* _PROMPT_
A faithful transcription of all the data is required.

###

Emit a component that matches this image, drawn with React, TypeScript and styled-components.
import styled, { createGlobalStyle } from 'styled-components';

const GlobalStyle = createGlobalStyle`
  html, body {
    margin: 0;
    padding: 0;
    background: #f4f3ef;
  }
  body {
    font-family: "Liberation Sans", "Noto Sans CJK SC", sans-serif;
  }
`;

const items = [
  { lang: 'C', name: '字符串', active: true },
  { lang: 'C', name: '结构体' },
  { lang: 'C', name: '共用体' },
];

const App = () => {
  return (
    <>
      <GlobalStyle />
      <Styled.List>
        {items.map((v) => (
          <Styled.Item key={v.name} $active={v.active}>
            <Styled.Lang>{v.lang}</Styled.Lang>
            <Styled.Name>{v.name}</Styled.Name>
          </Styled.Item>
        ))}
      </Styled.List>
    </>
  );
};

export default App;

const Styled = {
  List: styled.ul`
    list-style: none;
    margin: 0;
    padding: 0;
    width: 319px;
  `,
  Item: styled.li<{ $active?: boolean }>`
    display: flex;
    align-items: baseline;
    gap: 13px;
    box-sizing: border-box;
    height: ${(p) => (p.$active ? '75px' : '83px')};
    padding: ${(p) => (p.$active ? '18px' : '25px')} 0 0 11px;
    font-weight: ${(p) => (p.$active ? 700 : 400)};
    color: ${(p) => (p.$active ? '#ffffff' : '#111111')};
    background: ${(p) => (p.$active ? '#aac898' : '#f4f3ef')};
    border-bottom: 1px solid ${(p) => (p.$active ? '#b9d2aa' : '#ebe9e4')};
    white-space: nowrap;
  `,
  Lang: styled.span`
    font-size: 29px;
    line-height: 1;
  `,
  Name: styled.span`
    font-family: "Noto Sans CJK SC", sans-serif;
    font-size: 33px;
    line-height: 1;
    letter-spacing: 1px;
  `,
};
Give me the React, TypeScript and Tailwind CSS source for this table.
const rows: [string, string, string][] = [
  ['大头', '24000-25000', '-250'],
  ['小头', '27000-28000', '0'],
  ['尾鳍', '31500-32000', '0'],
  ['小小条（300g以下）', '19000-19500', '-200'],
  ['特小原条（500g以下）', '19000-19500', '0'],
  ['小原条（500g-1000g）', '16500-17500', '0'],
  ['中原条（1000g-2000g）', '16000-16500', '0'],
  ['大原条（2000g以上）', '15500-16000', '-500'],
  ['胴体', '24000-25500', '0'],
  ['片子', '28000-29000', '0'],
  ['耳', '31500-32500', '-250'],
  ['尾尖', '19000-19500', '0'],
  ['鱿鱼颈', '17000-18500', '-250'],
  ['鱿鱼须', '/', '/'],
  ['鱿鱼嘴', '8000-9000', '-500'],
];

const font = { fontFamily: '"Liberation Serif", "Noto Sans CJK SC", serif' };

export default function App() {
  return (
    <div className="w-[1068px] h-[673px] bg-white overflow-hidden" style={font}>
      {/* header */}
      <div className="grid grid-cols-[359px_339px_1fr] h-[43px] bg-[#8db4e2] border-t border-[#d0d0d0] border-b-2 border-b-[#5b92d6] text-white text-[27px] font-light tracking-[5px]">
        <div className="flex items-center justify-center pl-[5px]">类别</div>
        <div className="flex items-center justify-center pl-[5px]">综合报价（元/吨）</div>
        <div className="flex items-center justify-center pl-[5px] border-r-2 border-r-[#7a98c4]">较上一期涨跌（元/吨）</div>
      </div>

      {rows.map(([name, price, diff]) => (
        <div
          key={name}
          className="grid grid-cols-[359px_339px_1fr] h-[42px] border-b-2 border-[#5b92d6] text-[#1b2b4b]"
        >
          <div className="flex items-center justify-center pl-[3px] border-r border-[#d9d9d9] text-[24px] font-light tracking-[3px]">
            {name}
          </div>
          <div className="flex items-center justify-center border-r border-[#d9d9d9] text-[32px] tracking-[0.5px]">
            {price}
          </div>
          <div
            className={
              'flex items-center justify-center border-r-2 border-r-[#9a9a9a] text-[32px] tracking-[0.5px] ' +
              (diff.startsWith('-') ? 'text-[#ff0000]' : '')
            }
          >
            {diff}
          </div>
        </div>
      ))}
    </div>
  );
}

###

* _ANSWER TO THIS EXERCISE_
Emit a component that matches this image, drawn with React, TypeScript and styled-components.
import styled, { createGlobalStyle } from 'styled-components';

const GlobalStyle = createGlobalStyle`
  html, body {
    margin: 0;
    padding: 0;
    background: #f4f3ef;
  }
  body {
    font-family: "Liberation Sans", "Noto Sans CJK SC", sans-serif;
  }
`;

const items = [
  { lang: 'C', name: '字符串', active: true },
  { lang: 'C', name: '结构体' },
  { lang: 'C', name: '共用体' },
];

const App = () => {
  return (
    <>
      <GlobalStyle />
      <Styled.List>
        {items.map((v) => (
          <Styled.Item key={v.name} $active={v.active}>
            <Styled.Lang>{v.lang}</Styled.Lang>
            <Styled.Name>{v.name}</Styled.Name>
          </Styled.Item>
        ))}
      </Styled.List>
    </>
  );
};

export default App;

const Styled = {
  List: styled.ul`
    list-style: none;
    margin: 0;
    padding: 0;
    width: 319px;
  `,
  Item: styled.li<{ $active?: boolean }>`
    display: flex;
    align-items: baseline;
    gap: 13px;
    box-sizing: border-box;
    height: ${(p) => (p.$active ? '75px' : '83px')};
    padding: ${(p) => (p.$active ? '18px' : '25px')} 0 0 11px;
    font-weight: ${(p) => (p.$active ? 700 : 400)};
    color: ${(p) => (p.$active ? '#ffffff' : '#111111')};
    background: ${(p) => (p.$active ? '#aac898' : '#f4f3ef')};
    border-bottom: 1px solid ${(p) => (p.$active ? '#b9d2aa' : '#ebe9e4')};
    white-space: nowrap;
  `,
  Lang: styled.span`
    font-size: 29px;
    line-height: 1;
  `,
  Name: styled.span`
    font-family: "Noto Sans CJK SC", sans-serif;
    font-size: 33px;
    line-height: 1;
    letter-spacing: 1px;
  `,
};
Give me the React, TypeScript and Tailwind CSS source for this table.
const rows: [string, string, string][] = [
  ['大头', '24000-25000', '-250'],
  ['小头', '27000-28000', '0'],
  ['尾鳍', '31500-32000', '0'],
  ['小小条（300g以下）', '19000-19500', '-200'],
  ['特小原条（500g以下）', '19000-19500', '0'],
  ['小原条（500g-1000g）', '16500-17500', '0'],
  ['中原条（1000g-2000g）', '16000-16500', '0'],
  ['大原条（2000g以上）', '15500-16000', '-500'],
  ['胴体', '24000-25500', '0'],
  ['片子', '28000-29000', '0'],
  ['耳', '31500-32500', '-250'],
  ['尾尖', '19000-19500', '0'],
  ['鱿鱼颈', '17000-18500', '-250'],
  ['鱿鱼须', '/', '/'],
  ['鱿鱼嘴', '8000-9000', '-500'],
];

const font = { fontFamily: '"Liberation Serif", "Noto Sans CJK SC", serif' };

export default function App() {
  return (
    <div className="w-[1068px] h-[673px] bg-white overflow-hidden" style={font}>
      {/* header */}
      <div className="grid grid-cols-[359px_339px_1fr] h-[43px] bg-[#8db4e2] border-t border-[#d0d0d0] border-b-2 border-b-[#5b92d6] text-white text-[27px] font-light tracking-[5px]">
        <div className="flex items-center justify-center pl-[5px]">类别</div>
        <div className="flex items-center justify-center pl-[5px]">综合报价（元/吨）</div>
        <div className="flex items-center justify-center pl-[5px] border-r-2 border-r-[#7a98c4]">较上一期涨跌（元/吨）</div>
      </div>

      {rows.map(([name, price, diff]) => (
        <div
          key={name}
          className="grid grid-cols-[359px_339px_1fr] h-[42px] border-b-2 border-[#5b92d6] text-[#1b2b4b]"
        >
          <div className="flex items-center justify-center pl-[3px] border-r border-[#d9d9d9] text-[24px] font-light tracking-[3px]">
            {name}
          </div>
          <div className="flex items-center justify-center border-r border-[#d9d9d9] text-[32px] tracking-[0.5px]">
            {price}
          </div>
          <div
            className={
              'flex items-center justify-center border-r-2 border-r-[#9a9a9a] text-[32px] tracking-[0.5px] ' +
              (diff.startsWith('-') ? 'text-[#ff0000]' : '')
            }
          >
            {diff}
          </div>
        </div>
      ))}
    </div>
  );
}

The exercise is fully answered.